● Task goal:
The lines from the top of the material through the line with "['Permission', 'Owner', 'Group', 'Size', 'Replication', 'Block" are to be set down exactly. Leave the pictures out.

● Material for this exercise:
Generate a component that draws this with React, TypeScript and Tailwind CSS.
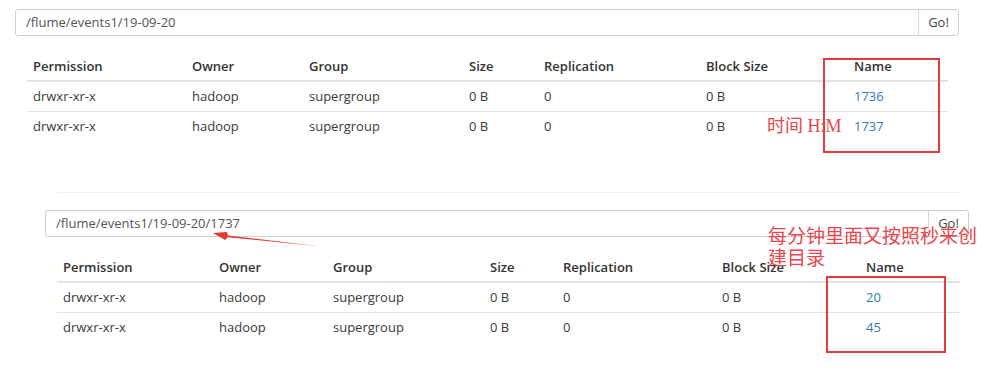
import React from 'react';

type Row = { perm: string; owner: string; group: string; size: string; repl: string; block: string; name: string };

const headers = ['Permission', 'Owner', 'Group', 'Size', 'Replication', 'Block Size', 'Name'];

const PathBar = ({ path, width }: { path: string; width: string }) => (
  <div className={`flex h-[27px] ${width} rounded-[3px] border border-[#cfcfcf] bg-white`}>
    <div className="flex flex-1 items-center pl-[10px] text-[13px] text-[#555]">{path}</div>
    <div className="flex w-[40px] items-center justify-center border-l border-[#d6d6d6] text-[13px] text-[#444]">Go!</div>
  </div>
);

const Listing = ({ rows, cols }: { rows: Row[]; cols: number[] }) => (
  <table className="table-fixed border-collapse text-[13px] text-[#3a3a3a]">
    <colgroup>
      {cols.map((w, i) => (
        <col key={i} style={{ width: w }} />
      ))}
    </colgroup>
    <thead>
      <tr className="h-[30px] border-b-2 border-[#e2e2e2]">
        {headers.map((h) => (
          <th key={h} className="px-[6px] pt-[2px] text-left font-semibold text-[#333]">{h}</th>
        ))}
      </tr>
    </thead>
    <tbody>
      {rows.map((r, i) => (
        <tr key={r.name} className={`h-[30px] ${i === 0 ? 'border-b border-[#e2e2e2]' : ''}`}>
          <td className="px-[6px]">{r.perm}</td>
          <td className="px-[6px]">{r.owner}</td>
          <td className="px-[6px]">{r.group}</td>
          <td className="px-[6px]">{r.size}</td>
          <td className="px-[6px]">{r.repl}</td>
          <td className="px-[6px]">{r.block}</td>
          <td className="px-[6px] text-[#337ab7]">{r.name}</td>
        </tr>
      ))}
    </tbody>
  </table>
);

const mk = (name: string): Row => ({ perm: 'drwxr-xr-x', owner: 'hadoop', group: 'supergroup', size: '0 B', repl: '0', block: '0 B', name });

export default function App() {
  return (
    <div className="relative h-[373px] w-[987px] overflow-hidden bg-white font-['Open_Sans','Noto_Sans_CJK_SC',sans-serif]">
      <div className="flex flex-col pl-[15px] pt-[9px]">
        <PathBar path="/flume/events1/19-09-20" width="w-[944px]" />
        <div className="ml-[12px] mt-[15px]">
          <Listing rows={[mk('1736'), mk('1737')]} cols={[159, 117, 160, 75, 162, 148, 100]} />
        </div>
      </div>

      <div className="ml-[57px] mt-[51px] h-px w-[903px] bg-[#f3f3f3]" />

      <div className="flex flex-col pl-[45px] pt-[17px]">
        <PathBar path="/flume/events1/19-09-20/1737" width="w-[924px]" />
        <div className="ml-[12px] mt-[15px]">
          <Listing rows={[mk('20'), mk('45')]} cols={[156, 114, 157, 73, 159, 144, 100]} />
        </div>
      </div>

      {/* annotations */}
      <div className="absolute left-[823px] top-[58px] h-[95px] w-[117px] border-2 border-[#e53b3b]" />
      <div className="absolute left-[767px] top-[115px] text-[18px] leading-[22px] text-[#e8454d] font-['Liberation_Serif','Noto_Sans_CJK_SC',serif]">
        时间 H:M
      </div>

      <div className="absolute left-[826px] top-[276px] h-[77px] w-[120px] border-2 border-[#e53b3b]" />
      <div className="absolute left-[768px] top-[224px] w-[220px] text-[19px] leading-[22px] text-[#e8454d] font-['Noto_Sans_CJK_SC',serif]">
        每分钟里面又按照秒来创
        <br />
        建目录
      </div>

      <svg className="absolute left-0 top-0" width="987" height="373">
        <polygon points="321,246.5 228,235.5 227,232 213,233 225,240 228,237.2" fill="#e53935" />
      </svg>
    </div>
  );
}
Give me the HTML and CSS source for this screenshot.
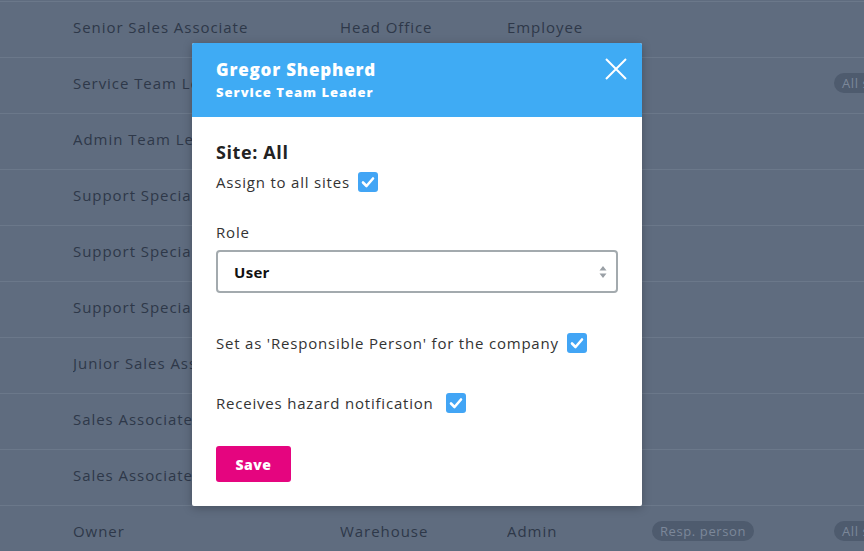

● Reply:
Generate a component that draws this with React, TypeScript and Tailwind CSS.
import React from 'react';

type Row = { perm: string; owner: string; group: string; size: string; repl: string; block: string; name: string };

const headers = ['Permission', 'Owner', 'Group', 'Size', 'Replication', 'Block Size', 'Name'];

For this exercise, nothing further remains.